_TO BE DONE_
For this exercise, repeat all of the material verbatim apart from its images.
[start of AVAILABLE DATA]
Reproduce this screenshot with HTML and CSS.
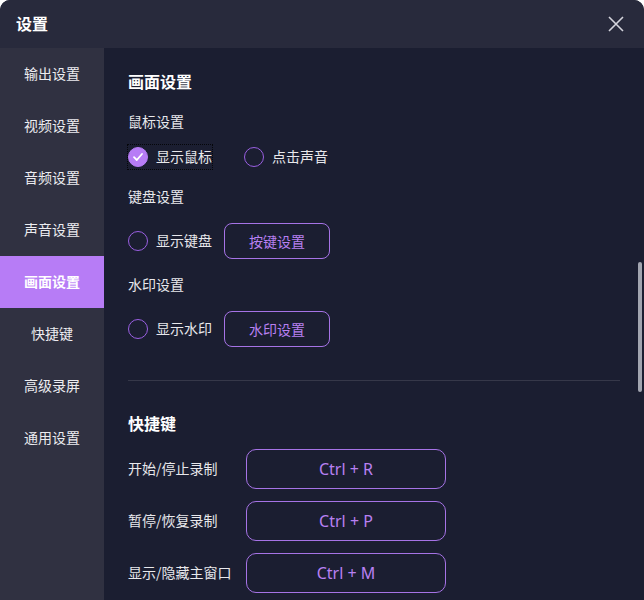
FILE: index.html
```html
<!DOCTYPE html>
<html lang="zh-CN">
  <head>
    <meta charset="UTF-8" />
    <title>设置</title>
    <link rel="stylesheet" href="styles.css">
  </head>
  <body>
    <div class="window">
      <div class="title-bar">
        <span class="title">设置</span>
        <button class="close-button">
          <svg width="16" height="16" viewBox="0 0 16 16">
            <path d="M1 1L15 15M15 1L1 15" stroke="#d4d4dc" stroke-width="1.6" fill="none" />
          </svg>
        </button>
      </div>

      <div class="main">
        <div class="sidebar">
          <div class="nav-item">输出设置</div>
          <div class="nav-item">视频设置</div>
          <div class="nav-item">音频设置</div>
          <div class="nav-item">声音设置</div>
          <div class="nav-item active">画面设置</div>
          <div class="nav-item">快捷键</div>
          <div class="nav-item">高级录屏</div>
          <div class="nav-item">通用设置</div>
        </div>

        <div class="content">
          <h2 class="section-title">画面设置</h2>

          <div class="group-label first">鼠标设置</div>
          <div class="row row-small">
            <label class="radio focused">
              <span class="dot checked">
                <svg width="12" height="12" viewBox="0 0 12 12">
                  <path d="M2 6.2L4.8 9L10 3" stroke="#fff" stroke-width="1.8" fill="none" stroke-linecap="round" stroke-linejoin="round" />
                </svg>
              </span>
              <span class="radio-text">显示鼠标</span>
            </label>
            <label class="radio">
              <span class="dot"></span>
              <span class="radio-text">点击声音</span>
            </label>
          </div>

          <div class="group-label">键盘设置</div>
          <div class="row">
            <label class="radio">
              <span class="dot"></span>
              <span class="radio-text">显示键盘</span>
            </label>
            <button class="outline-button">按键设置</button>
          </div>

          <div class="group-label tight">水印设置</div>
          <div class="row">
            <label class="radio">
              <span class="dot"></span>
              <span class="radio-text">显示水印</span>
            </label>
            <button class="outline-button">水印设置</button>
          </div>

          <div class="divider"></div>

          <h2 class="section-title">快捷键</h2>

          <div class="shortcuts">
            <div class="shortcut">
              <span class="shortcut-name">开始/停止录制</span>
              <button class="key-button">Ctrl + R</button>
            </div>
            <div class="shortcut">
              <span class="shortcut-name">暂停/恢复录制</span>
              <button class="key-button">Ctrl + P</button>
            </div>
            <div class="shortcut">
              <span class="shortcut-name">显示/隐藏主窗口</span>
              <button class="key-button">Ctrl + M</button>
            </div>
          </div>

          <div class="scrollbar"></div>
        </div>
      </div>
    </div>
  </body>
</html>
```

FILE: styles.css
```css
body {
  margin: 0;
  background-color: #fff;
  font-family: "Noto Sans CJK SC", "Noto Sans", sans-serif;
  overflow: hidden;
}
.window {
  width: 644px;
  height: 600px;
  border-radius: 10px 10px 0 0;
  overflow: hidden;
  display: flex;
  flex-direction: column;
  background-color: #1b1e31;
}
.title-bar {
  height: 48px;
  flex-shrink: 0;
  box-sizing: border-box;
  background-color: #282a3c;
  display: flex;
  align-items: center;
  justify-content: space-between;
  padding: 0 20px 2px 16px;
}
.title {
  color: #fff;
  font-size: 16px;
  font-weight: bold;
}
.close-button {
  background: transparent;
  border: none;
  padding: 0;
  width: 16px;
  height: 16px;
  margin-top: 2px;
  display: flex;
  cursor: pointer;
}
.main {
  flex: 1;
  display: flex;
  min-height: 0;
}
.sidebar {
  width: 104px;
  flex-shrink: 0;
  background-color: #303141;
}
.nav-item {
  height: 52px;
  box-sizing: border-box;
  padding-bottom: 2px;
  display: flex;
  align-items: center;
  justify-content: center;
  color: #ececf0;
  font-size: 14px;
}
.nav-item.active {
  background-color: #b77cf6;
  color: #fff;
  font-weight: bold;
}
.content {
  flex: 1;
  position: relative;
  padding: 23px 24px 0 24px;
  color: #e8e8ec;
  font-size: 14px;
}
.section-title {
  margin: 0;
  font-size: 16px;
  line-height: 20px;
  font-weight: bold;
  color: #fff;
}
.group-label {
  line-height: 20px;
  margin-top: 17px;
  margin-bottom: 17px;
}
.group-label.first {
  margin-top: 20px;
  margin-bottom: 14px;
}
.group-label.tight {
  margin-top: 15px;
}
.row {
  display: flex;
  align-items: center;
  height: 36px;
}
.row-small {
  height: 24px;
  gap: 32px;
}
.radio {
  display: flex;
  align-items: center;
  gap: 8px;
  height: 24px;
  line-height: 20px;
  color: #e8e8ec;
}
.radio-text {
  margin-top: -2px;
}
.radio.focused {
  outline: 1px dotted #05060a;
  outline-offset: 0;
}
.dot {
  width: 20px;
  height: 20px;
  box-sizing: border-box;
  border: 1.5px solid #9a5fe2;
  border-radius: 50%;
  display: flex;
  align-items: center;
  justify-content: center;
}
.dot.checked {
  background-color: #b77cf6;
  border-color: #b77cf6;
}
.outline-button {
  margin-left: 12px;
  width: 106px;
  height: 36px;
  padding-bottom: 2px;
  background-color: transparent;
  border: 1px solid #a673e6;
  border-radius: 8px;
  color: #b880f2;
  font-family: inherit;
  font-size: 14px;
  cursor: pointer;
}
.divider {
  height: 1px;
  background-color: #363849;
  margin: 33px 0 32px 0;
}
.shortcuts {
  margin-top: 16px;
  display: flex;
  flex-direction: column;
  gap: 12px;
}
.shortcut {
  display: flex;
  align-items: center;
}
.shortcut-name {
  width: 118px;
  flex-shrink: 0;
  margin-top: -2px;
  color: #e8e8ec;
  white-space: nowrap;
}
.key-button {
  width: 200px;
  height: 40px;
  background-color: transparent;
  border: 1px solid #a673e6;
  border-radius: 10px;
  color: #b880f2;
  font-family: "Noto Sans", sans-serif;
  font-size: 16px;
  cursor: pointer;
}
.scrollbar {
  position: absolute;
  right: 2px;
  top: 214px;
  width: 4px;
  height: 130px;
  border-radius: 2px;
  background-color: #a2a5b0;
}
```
[end of AVAILABLE DATA]
_THE ANSWER_
Reproduce this screenshot with HTML and CSS.
FILE: index.html
```html
<!DOCTYPE html>
<html lang="zh-CN">
  <head>
    <meta charset="UTF-8" />
    <title>设置</title>
    <link rel="stylesheet" href="styles.css">
  </head>
  <body>
    <div class="window">
      <div class="title-bar">
        <span class="title">设置</span>
        <button class="close-button">
          <svg width="16" height="16" viewBox="0 0 16 16">
            <path d="M1 1L15 15M15 1L1 15" stroke="#d4d4dc" stroke-width="1.6" fill="none" />
          </svg>
        </button>
      </div>

      <div class="main">
        <div class="sidebar">
          <div class="nav-item">输出设置</div>
          <div class="nav-item">视频设置</div>
          <div class="nav-item">音频设置</div>
          <div class="nav-item">声音设置</div>
          <div class="nav-item active">画面设置</div>
          <div class="nav-item">快捷键</div>
          <div class="nav-item">高级录屏</div>
          <div class="nav-item">通用设置</div>
        </div>

        <div class="content">
          <h2 class="section-title">画面设置</h2>

          <div class="group-label first">鼠标设置</div>
          <div class="row row-small">
            <label class="radio focused">
              <span class="dot checked">
                <svg width="12" height="12" viewBox="0 0 12 12">
                  <path d="M2 6.2L4.8 9L10 3" stroke="#fff" stroke-width="1.8" fill="none" stroke-linecap="round" stroke-linejoin="round" />
                </svg>
              </span>
              <span class="radio-text">显示鼠标</span>
            </label>
            <label class="radio">
              <span class="dot"></span>
              <span class="radio-text">点击声音</span>
            </label>
          </div>

          <div class="group-label">键盘设置</div>
          <div class="row">
            <label class="radio">
              <span class="dot"></span>
              <span class="radio-text">显示键盘</span>
            </label>
            <button class="outline-button">按键设置</button>
          </div>

          <div class="group-label tight">水印设置</div>
          <div class="row">
            <label class="radio">
              <span class="dot"></span>
              <span class="radio-text">显示水印</span>
            </label>
            <button class="outline-button">水印设置</button>
          </div>

          <div class="divider"></div>

          <h2 class="section-title">快捷键</h2>

          <div class="shortcuts">
            <div class="shortcut">
              <span class="shortcut-name">开始/停止录制</span>
              <button class="key-button">Ctrl + R</button>
            </div>
            <div class="shortcut">
              <span class="shortcut-name">暂停/恢复录制</span>
              <button class="key-button">Ctrl + P</button>
            </div>
            <div class="shortcut">
              <span class="shortcut-name">显示/隐藏主窗口</span>
              <button class="key-button">Ctrl + M</button>
            </div>
          </div>

          <div class="scrollbar"></div>
        </div>
      </div>
    </div>
  </body>
</html>
```

FILE: styles.css
```css
body {
  margin: 0;
  background-color: #fff;
  font-family: "Noto Sans CJK SC", "Noto Sans", sans-serif;
  overflow: hidden;
}
.window {
  width: 644px;
  height: 600px;
  border-radius: 10px 10px 0 0;
  overflow: hidden;
  display: flex;
  flex-direction: column;
  background-color: #1b1e31;
}
.title-bar {
  height: 48px;
  flex-shrink: 0;
  box-sizing: border-box;
  background-color: #282a3c;
  display: flex;
  align-items: center;
  justify-content: space-between;
  padding: 0 20px 2px 16px;
}
.title {
  color: #fff;
  font-size: 16px;
  font-weight: bold;
}
.close-button {
  background: transparent;
  border: none;
  padding: 0;
  width: 16px;
  height: 16px;
  margin-top: 2px;
  display: flex;
  cursor: pointer;
}
.main {
  flex: 1;
  display: flex;
  min-height: 0;
}
.sidebar {
  width: 104px;
  flex-shrink: 0;
  background-color: #303141;
}
.nav-item {
  height: 52px;
  box-sizing: border-box;
  padding-bottom: 2px;
  display: flex;
  align-items: center;
  justify-content: center;
  color: #ececf0;
  font-size: 14px;
}
.nav-item.active {
  background-color: #b77cf6;
  color: #fff;
  font-weight: bold;
}
.content {
  flex: 1;
  position: relative;
  padding: 23px 24px 0 24px;
  color: #e8e8ec;
  font-size: 14px;
}
.section-title {
  margin: 0;
  font-size: 16px;
  line-height: 20px;
  font-weight: bold;
  color: #fff;
}
.group-label {
  line-height: 20px;
  margin-top: 17px;
  margin-bottom: 17px;
}
.group-label.first {
  margin-top: 20px;
  margin-bottom: 14px;
}
.group-label.tight {
  margin-top: 15px;
}
.row {
  display: flex;
  align-items: center;
  height: 36px;
}
.row-small {
  height: 24px;
  gap: 32px;
}
.radio {
  display: flex;
  align-items: center;
  gap: 8px;
  height: 24px;
  line-height: 20px;
  color: #e8e8ec;
}
.radio-text {
  margin-top: -2px;
}
.radio.focused {
  outline: 1px dotted #05060a;
  outline-offset: 0;
}
.dot {
  width: 20px;
  height: 20px;
  box-sizing: border-box;
  border: 1.5px solid #9a5fe2;
  border-radius: 50%;
  display: flex;
  align-items: center;
  justify-content: center;
}
.dot.checked {
  background-color: #b77cf6;
  border-color: #b77cf6;
}
.outline-button {
  margin-left: 12px;
  width: 106px;
  height: 36px;
  padding-bottom: 2px;
  background-color: transparent;
  border: 1px solid #a673e6;
  border-radius: 8px;
  color: #b880f2;
  font-family: inherit;
  font-size: 14px;
  cursor: pointer;
}
.divider {
  height: 1px;
  background-color: #363849;
  margin: 33px 0 32px 0;
}
.shortcuts {
  margin-top: 16px;
  display: flex;
  flex-direction: column;
  gap: 12px;
}
.shortcut {
  display: flex;
  align-items: center;
}
.shortcut-name {
  width: 118px;
  flex-shrink: 0;
  margin-top: -2px;
  color: #e8e8ec;
  white-space: nowrap;
}
.key-button {
  width: 200px;
  height: 40px;
  background-color: transparent;
  border: 1px solid #a673e6;
  border-radius: 10px;
  color: #b880f2;
  font-family: "Noto Sans", sans-serif;
  font-size: 16px;
  cursor: pointer;
}
.scrollbar {
  position: absolute;
  right: 2px;
  top: 214px;
  width: 4px;
  height: 130px;
  border-radius: 2px;
  background-color: #a2a5b0;
}
```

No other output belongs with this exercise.